Confuzzled About Thesis Placement

By Miss Marm

Writing a thesis is like wrapping a present: challenging, confusing, and involving way more tape than you thought you'd need. (In this metaphor, tape = thinking. Obviously.)

And even once you've got your thesis nailed down, further problems await. For example: where's the goshdarn thing supposed to GO?

A Sparkler writes:

Help! I am totally confuzzled about the placement of thesis statements. Last year in english class, my teacher said that your thesis statement should be the first sentence of your essay, but this year, my teacher (different teacher btw) says that it should be at the end of your intro paragraph. I can see an argument for both placements. Is there any 'correct' place to put a thesis statement?
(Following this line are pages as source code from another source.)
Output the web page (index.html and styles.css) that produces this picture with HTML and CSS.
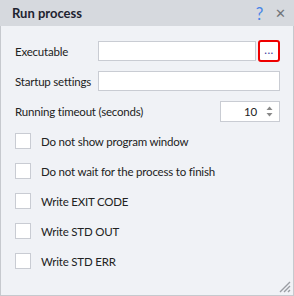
FILE: index.html
```html
<!DOCTYPE html>
<html lang="en">
<head>
    <meta charset="utf-8">
    <title>Run process</title>
    <link rel="stylesheet" href="styles.css">
</head>
<body>
    <div class="dialog">
        <header class="titlebar">
            <span class="title">Run process</span>
            <span class="help">?</span>
            <span class="close">&#x2715;</span>
        </header>
        <section class="content">
            <div class="row">
                <label class="label">Executable</label>
                <input class="field" type="text">
                <button class="browse">...</button>
            </div>
            <div class="row">
                <label class="label">Startup settings</label>
                <input class="field" type="text">
            </div>
            <div class="row">
                <label class="label grow">Running timeout (seconds)</label>
                <div class="spin">
                    <span class="value">10</span>
                    <svg class="arrows" width="7" height="11" viewBox="0 0 7 11">
                        <path d="M3.5 0.5 L6.5 4 L0.5 4 Z" fill="#888"/>
                        <path d="M0.5 7 L6.5 7 L3.5 10.5 Z" fill="#888"/>
                    </svg>
                </div>
            </div>
            <div class="row"><span class="check"></span><span>Do not show program window</span></div>
            <div class="row"><span class="check"></span><span>Do not wait for the process to finish</span></div>
            <div class="row"><span class="check"></span><span>Write EXIT CODE</span></div>
            <div class="row"><span class="check"></span><span>Write STD OUT</span></div>
            <div class="row"><span class="check"></span><span>Write STD ERR</span></div>
        </section>
        <svg class="grip" width="13" height="13" viewBox="0 0 13 13">
            <path d="M12 2 L2 12 M12 6 L6 12 M12 10 L10 12" stroke="#9a9da3" stroke-width="1.4"/>
        </svg>
    </div>
</body>
</html>
```

FILE: styles.css
```css
* {
    box-sizing: border-box;
}

body {
    margin: 0;
    font-family: Lato, "Noto Sans", sans-serif;
    font-size: 11.5px;
    letter-spacing: -0.2px;
    color: #222;
}

.dialog {
    position: relative;
    width: 294px;
    height: 296px;
    background: #f0f2f6;
    border: 1px solid #c6c9ce;
    border-top: none;
}

.titlebar {
    display: flex;
    align-items: center;
    height: 26px;
    margin: 0 -1px;
    padding: 0 8px 0 12px;
    background: #d6d9de;
}

.title {
    flex: 1;
    font-weight: bold;
    font-size: 13px;
    letter-spacing: 0;
    color: #1e2330;
}

.help {
    color: #4a86e8;
    font-size: 17px;
    margin-right: 12px;
}

.close {
    color: #707479;
    font-size: 13px;
}

.content {
    display: flex;
    flex-direction: column;
    padding: 10px 13px 0 14px;
}

.row {
    display: flex;
    align-items: center;
    height: 30px;
    white-space: nowrap;
}

.label {
    width: 83px;
    flex: none;
}

.label.grow {
    flex: 1;
}

.field {
    flex: 1;
    min-width: 0;
    height: 20px;
    border: 1px solid #c9ccd3;
    background: #fff;
    font: inherit;
}

.browse {
    flex: none;
    width: 22px;
    height: 22px;
    margin-left: 2px;
    padding: 0 0 4px;
    border: 2px solid #ee0000;
    border-radius: 3px;
    background: #fff;
    color: #3a3aa0;
    font: inherit;
    letter-spacing: 0.5px;
}

.spin {
    display: flex;
    align-items: center;
    justify-content: flex-end;
    width: 60px;
    height: 21px;
    padding-right: 6px;
    border: 1px solid #c9ccd3;
    background: #fff;
}

.value {
    margin-right: 9px;
}

.check {
    flex: none;
    width: 16px;
    height: 16px;
    margin-right: 10px;
    border: 1px solid #c9ccd3;
    background: #fff;
}

.grip {
    position: absolute;
    right: 2px;
    bottom: 2px;
}
```
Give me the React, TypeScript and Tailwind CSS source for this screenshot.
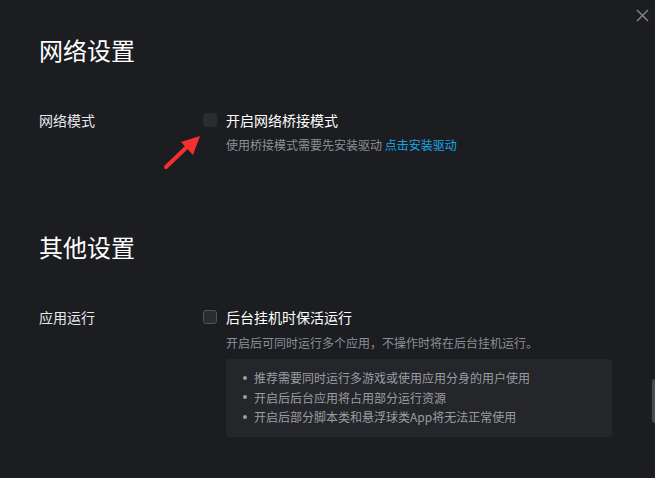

Any other tips on writing intro paragraphs?

Is there one "correct" place to put a thesis statement? Probably not. But it's definitely more common to see theses at the end of intro paragraphs. I like that placement, because I find it useful to think of thesis paragraphs as inverted triangles, with more general stuff on top, and the very specific thesis at the bottom. Here's a rough sketch:

General introduction

More specific lead-in

Road map of paper

Thesis

Your old English teacher wasn't wrong; s/he just wanted to see something a little different. That's okay. In general, I think it's good to go with the flow and try out whatever this year's teacher wants to see. Think of it as a small experiment, one you can easily reverse if next year's teacher requires something different.

Sparklers, where does your teacher expect to see thesis statements? Have you heard different things from different teachers?